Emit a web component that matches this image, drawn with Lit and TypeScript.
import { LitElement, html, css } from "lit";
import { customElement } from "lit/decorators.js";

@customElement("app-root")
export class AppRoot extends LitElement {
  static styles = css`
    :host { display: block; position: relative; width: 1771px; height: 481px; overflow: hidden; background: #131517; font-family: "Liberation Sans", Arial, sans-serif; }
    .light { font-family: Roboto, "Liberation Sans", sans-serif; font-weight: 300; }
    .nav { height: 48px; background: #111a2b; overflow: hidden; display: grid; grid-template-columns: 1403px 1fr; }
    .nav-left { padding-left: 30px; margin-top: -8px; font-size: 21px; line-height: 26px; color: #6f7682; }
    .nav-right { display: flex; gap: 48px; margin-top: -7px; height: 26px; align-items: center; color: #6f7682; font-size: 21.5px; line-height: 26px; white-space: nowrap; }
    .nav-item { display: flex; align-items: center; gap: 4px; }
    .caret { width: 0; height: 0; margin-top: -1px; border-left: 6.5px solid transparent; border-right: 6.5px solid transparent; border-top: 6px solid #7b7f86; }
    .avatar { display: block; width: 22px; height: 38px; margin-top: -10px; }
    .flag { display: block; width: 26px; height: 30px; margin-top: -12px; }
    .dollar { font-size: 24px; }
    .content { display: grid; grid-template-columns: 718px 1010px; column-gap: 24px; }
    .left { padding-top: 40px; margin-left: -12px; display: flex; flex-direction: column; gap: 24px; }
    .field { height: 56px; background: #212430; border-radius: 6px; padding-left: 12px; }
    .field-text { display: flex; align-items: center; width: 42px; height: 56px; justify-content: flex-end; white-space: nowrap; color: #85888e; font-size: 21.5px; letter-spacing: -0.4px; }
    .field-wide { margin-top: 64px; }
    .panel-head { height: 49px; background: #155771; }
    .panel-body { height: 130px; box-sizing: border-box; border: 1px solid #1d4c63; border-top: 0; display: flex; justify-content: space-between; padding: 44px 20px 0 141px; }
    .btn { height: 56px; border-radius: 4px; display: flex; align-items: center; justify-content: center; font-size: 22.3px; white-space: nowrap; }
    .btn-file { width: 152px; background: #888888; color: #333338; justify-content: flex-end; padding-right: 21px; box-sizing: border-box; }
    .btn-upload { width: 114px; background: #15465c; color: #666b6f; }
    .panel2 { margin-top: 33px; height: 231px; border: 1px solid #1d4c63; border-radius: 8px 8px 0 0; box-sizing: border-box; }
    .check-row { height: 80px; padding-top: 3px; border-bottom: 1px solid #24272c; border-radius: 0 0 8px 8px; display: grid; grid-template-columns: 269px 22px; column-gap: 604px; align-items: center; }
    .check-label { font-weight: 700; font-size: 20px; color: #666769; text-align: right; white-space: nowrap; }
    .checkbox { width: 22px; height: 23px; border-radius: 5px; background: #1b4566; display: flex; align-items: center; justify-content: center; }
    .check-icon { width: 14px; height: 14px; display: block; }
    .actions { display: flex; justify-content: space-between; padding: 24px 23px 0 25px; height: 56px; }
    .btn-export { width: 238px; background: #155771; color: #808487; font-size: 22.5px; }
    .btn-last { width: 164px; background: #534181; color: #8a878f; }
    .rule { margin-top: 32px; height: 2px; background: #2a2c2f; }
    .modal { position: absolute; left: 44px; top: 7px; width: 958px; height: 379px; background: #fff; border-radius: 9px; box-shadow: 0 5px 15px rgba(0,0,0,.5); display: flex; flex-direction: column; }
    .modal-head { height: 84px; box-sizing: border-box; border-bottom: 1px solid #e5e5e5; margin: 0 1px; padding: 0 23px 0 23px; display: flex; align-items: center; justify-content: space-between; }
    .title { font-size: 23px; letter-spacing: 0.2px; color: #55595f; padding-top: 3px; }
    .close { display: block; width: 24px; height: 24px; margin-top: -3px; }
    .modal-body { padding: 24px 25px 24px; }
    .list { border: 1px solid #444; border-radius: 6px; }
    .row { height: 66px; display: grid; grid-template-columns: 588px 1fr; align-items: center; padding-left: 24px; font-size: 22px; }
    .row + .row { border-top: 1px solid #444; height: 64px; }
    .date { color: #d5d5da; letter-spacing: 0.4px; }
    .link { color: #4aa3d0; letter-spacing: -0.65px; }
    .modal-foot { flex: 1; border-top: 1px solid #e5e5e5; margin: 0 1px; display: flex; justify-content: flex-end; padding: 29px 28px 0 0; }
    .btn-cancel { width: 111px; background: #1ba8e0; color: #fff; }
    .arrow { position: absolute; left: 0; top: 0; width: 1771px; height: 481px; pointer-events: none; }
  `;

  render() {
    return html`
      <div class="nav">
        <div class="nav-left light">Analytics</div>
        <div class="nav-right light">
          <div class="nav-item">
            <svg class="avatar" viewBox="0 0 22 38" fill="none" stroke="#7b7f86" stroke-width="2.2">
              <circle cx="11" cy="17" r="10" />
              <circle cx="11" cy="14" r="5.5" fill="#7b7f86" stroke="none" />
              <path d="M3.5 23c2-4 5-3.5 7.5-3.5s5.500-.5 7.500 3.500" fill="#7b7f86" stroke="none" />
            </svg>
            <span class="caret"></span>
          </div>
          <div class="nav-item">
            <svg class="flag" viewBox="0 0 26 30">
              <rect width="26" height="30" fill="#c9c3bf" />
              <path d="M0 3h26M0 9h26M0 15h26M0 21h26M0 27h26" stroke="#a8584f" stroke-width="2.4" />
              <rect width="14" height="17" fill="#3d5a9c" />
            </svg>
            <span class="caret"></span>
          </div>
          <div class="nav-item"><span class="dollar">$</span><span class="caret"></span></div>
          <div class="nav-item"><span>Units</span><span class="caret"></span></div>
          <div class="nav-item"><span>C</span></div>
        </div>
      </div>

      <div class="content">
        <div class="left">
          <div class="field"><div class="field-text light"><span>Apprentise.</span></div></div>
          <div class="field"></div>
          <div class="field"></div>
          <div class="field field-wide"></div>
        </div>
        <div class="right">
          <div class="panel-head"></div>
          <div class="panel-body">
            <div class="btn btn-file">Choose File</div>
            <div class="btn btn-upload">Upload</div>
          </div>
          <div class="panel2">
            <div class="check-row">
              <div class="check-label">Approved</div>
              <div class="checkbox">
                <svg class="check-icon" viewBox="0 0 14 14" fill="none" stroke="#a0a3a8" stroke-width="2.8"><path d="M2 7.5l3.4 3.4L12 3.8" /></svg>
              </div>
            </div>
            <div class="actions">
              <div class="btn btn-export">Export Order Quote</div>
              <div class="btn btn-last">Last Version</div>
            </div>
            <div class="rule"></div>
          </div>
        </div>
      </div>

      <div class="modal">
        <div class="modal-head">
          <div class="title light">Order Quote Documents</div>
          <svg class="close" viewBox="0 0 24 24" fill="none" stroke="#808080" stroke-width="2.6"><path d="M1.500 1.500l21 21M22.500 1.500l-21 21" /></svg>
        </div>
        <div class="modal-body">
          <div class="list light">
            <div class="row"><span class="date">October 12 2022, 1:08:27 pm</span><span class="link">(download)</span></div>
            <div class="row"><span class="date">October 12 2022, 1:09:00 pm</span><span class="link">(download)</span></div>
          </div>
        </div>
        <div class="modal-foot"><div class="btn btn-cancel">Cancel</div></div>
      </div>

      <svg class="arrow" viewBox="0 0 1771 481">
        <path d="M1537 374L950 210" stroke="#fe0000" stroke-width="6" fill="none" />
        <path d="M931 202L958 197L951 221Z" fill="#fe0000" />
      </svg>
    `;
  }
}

**Work to be completed**: From the listing above, reproduce all the lines exactly.

**Expected answer**:
Emit a web component that matches this image, drawn with Lit and TypeScript.
import { LitElement, html, css } from "lit";
import { customElement } from "lit/decorators.js";

@customElement("app-root")
export class AppRoot extends LitElement {
  static styles = css`
    :host { display: block; position: relative; width: 1771px; height: 481px; overflow: hidden; background: #131517; font-family: "Liberation Sans", Arial, sans-serif; }
    .light { font-family: Roboto, "Liberation Sans", sans-serif; font-weight: 300; }
    .nav { height: 48px; background: #111a2b; overflow: hidden; display: grid; grid-template-columns: 1403px 1fr; }
    .nav-left { padding-left: 30px; margin-top: -8px; font-size: 21px; line-height: 26px; color: #6f7682; }
    .nav-right { display: flex; gap: 48px; margin-top: -7px; height: 26px; align-items: center; color: #6f7682; font-size: 21.5px; line-height: 26px; white-space: nowrap; }
    .nav-item { display: flex; align-items: center; gap: 4px; }
    .caret { width: 0; height: 0; margin-top: -1px; border-left: 6.5px solid transparent; border-right: 6.5px solid transparent; border-top: 6px solid #7b7f86; }
    .avatar { display: block; width: 22px; height: 38px; margin-top: -10px; }
    .flag { display: block; width: 26px; height: 30px; margin-top: -12px; }
    .dollar { font-size: 24px; }
    .content { display: grid; grid-template-columns: 718px 1010px; column-gap: 24px; }
    .left { padding-top: 40px; margin-left: -12px; display: flex; flex-direction: column; gap: 24px; }
    .field { height: 56px; background: #212430; border-radius: 6px; padding-left: 12px; }
    .field-text { display: flex; align-items: center; width: 42px; height: 56px; justify-content: flex-end; white-space: nowrap; color: #85888e; font-size: 21.5px; letter-spacing: -0.4px; }
    .field-wide { margin-top: 64px; }
    .panel-head { height: 49px; background: #155771; }
    .panel-body { height: 130px; box-sizing: border-box; border: 1px solid #1d4c63; border-top: 0; display: flex; justify-content: space-between; padding: 44px 20px 0 141px; }
    .btn { height: 56px; border-radius: 4px; display: flex; align-items: center; justify-content: center; font-size: 22.3px; white-space: nowrap; }
    .btn-file { width: 152px; background: #888888; color: #333338; justify-content: flex-end; padding-right: 21px; box-sizing: border-box; }
    .btn-upload { width: 114px; background: #15465c; color: #666b6f; }
    .panel2 { margin-top: 33px; height: 231px; border: 1px solid #1d4c63; border-radius: 8px 8px 0 0; box-sizing: border-box; }
    .check-row { height: 80px; padding-top: 3px; border-bottom: 1px solid #24272c; border-radius: 0 0 8px 8px; display: grid; grid-template-columns: 269px 22px; column-gap: 604px; align-items: center; }
    .check-label { font-weight: 700; font-size: 20px; color: #666769; text-align: right; white-space: nowrap; }
    .checkbox { width: 22px; height: 23px; border-radius: 5px; background: #1b4566; display: flex; align-items: center; justify-content: center; }
    .check-icon { width: 14px; height: 14px; display: block; }
    .actions { display: flex; justify-content: space-between; padding: 24px 23px 0 25px; height: 56px; }
    .btn-export { width: 238px; background: #155771; color: #808487; font-size: 22.5px; }
    .btn-last { width: 164px; background: #534181; color: #8a878f; }
    .rule { margin-top: 32px; height: 2px; background: #2a2c2f; }
    .modal { position: absolute; left: 44px; top: 7px; width: 958px; height: 379px; background: #fff; border-radius: 9px; box-shadow: 0 5px 15px rgba(0,0,0,.5); display: flex; flex-direction: column; }
    .modal-head { height: 84px; box-sizing: border-box; border-bottom: 1px solid #e5e5e5; margin: 0 1px; padding: 0 23px 0 23px; display: flex; align-items: center; justify-content: space-between; }
    .title { font-size: 23px; letter-spacing: 0.2px; color: #55595f; padding-top: 3px; }
    .close { display: block; width: 24px; height: 24px; margin-top: -3px; }
    .modal-body { padding: 24px 25px 24px; }
    .list { border: 1px solid #444; border-radius: 6px; }
    .row { height: 66px; display: grid; grid-template-columns: 588px 1fr; align-items: center; padding-left: 24px; font-size: 22px; }
    .row + .row { border-top: 1px solid #444; height: 64px; }
    .date { color: #d5d5da; letter-spacing: 0.4px; }
    .link { color: #4aa3d0; letter-spacing: -0.65px; }
    .modal-foot { flex: 1; border-top: 1px solid #e5e5e5; margin: 0 1px; display: flex; justify-content: flex-end; padding: 29px 28px 0 0; }
    .btn-cancel { width: 111px; background: #1ba8e0; color: #fff; }
    .arrow { position: absolute; left: 0; top: 0; width: 1771px; height: 481px; pointer-events: none; }
  `;

  render() {
    return html`
      <div class="nav">
        <div class="nav-left light">Analytics</div>
        <div class="nav-right light">
          <div class="nav-item">
            <svg class="avatar" viewBox="0 0 22 38" fill="none" stroke="#7b7f86" stroke-width="2.2">
              <circle cx="11" cy="17" r="10" />
              <circle cx="11" cy="14" r="5.5" fill="#7b7f86" stroke="none" />
              <path d="M3.5 23c2-4 5-3.5 7.5-3.5s5.500-.5 7.500 3.500" fill="#7b7f86" stroke="none" />
            </svg>
            <span class="caret"></span>
          </div>
          <div class="nav-item">
            <svg class="flag" viewBox="0 0 26 30">
              <rect width="26" height="30" fill="#c9c3bf" />
              <path d="M0 3h26M0 9h26M0 15h26M0 21h26M0 27h26" stroke="#a8584f" stroke-width="2.4" />
              <rect width="14" height="17" fill="#3d5a9c" />
            </svg>
            <span class="caret"></span>
          </div>
          <div class="nav-item"><span class="dollar">$</span><span class="caret"></span></div>
          <div class="nav-item"><span>Units</span><span class="caret"></span></div>
          <div class="nav-item"><span>C</span></div>
        </div>
      </div>

      <div class="content">
        <div class="left">
          <div class="field"><div class="field-text light"><span>Apprentise.</span></div></div>
          <div class="field"></div>
          <div class="field"></div>
          <div class="field field-wide"></div>
        </div>
        <div class="right">
          <div class="panel-head"></div>
          <div class="panel-body">
            <div class="btn btn-file">Choose File</div>
            <div class="btn btn-upload">Upload</div>
          </div>
          <div class="panel2">
            <div class="check-row">
              <div class="check-label">Approved</div>
              <div class="checkbox">
                <svg class="check-icon" viewBox="0 0 14 14" fill="none" stroke="#a0a3a8" stroke-width="2.8"><path d="M2 7.5l3.4 3.4L12 3.8" /></svg>
              </div>
            </div>
            <div class="actions">
              <div class="btn btn-export">Export Order Quote</div>
              <div class="btn btn-last">Last Version</div>
            </div>
            <div class="rule"></div>
          </div>
        </div>
      </div>

      <div class="modal">
        <div class="modal-head">
          <div class="title light">Order Quote Documents</div>
          <svg class="close" viewBox="0 0 24 24" fill="none" stroke="#808080" stroke-width="2.6"><path d="M1.500 1.500l21 21M22.500 1.500l-21 21" /></svg>
        </div>
        <div class="modal-body">
          <div class="list light">
            <div class="row"><span class="date">October 12 2022, 1:08:27 pm</span><span class="link">(download)</span></div>
            <div class="row"><span class="date">October 12 2022, 1:09:00 pm</span><span class="link">(download)</span></div>
          </div>
        </div>
        <div class="modal-foot"><div class="btn btn-cancel">Cancel</div></div>
      </div>

      <svg class="arrow" viewBox="0 0 1771 481">
        <path d="M1537 374L950 210" stroke="#fe0000" stroke-width="6" fill="none" />
        <path d="M931 202L958 197L951 221Z" fill="#fe0000" />
      </svg>
    `;
  }
}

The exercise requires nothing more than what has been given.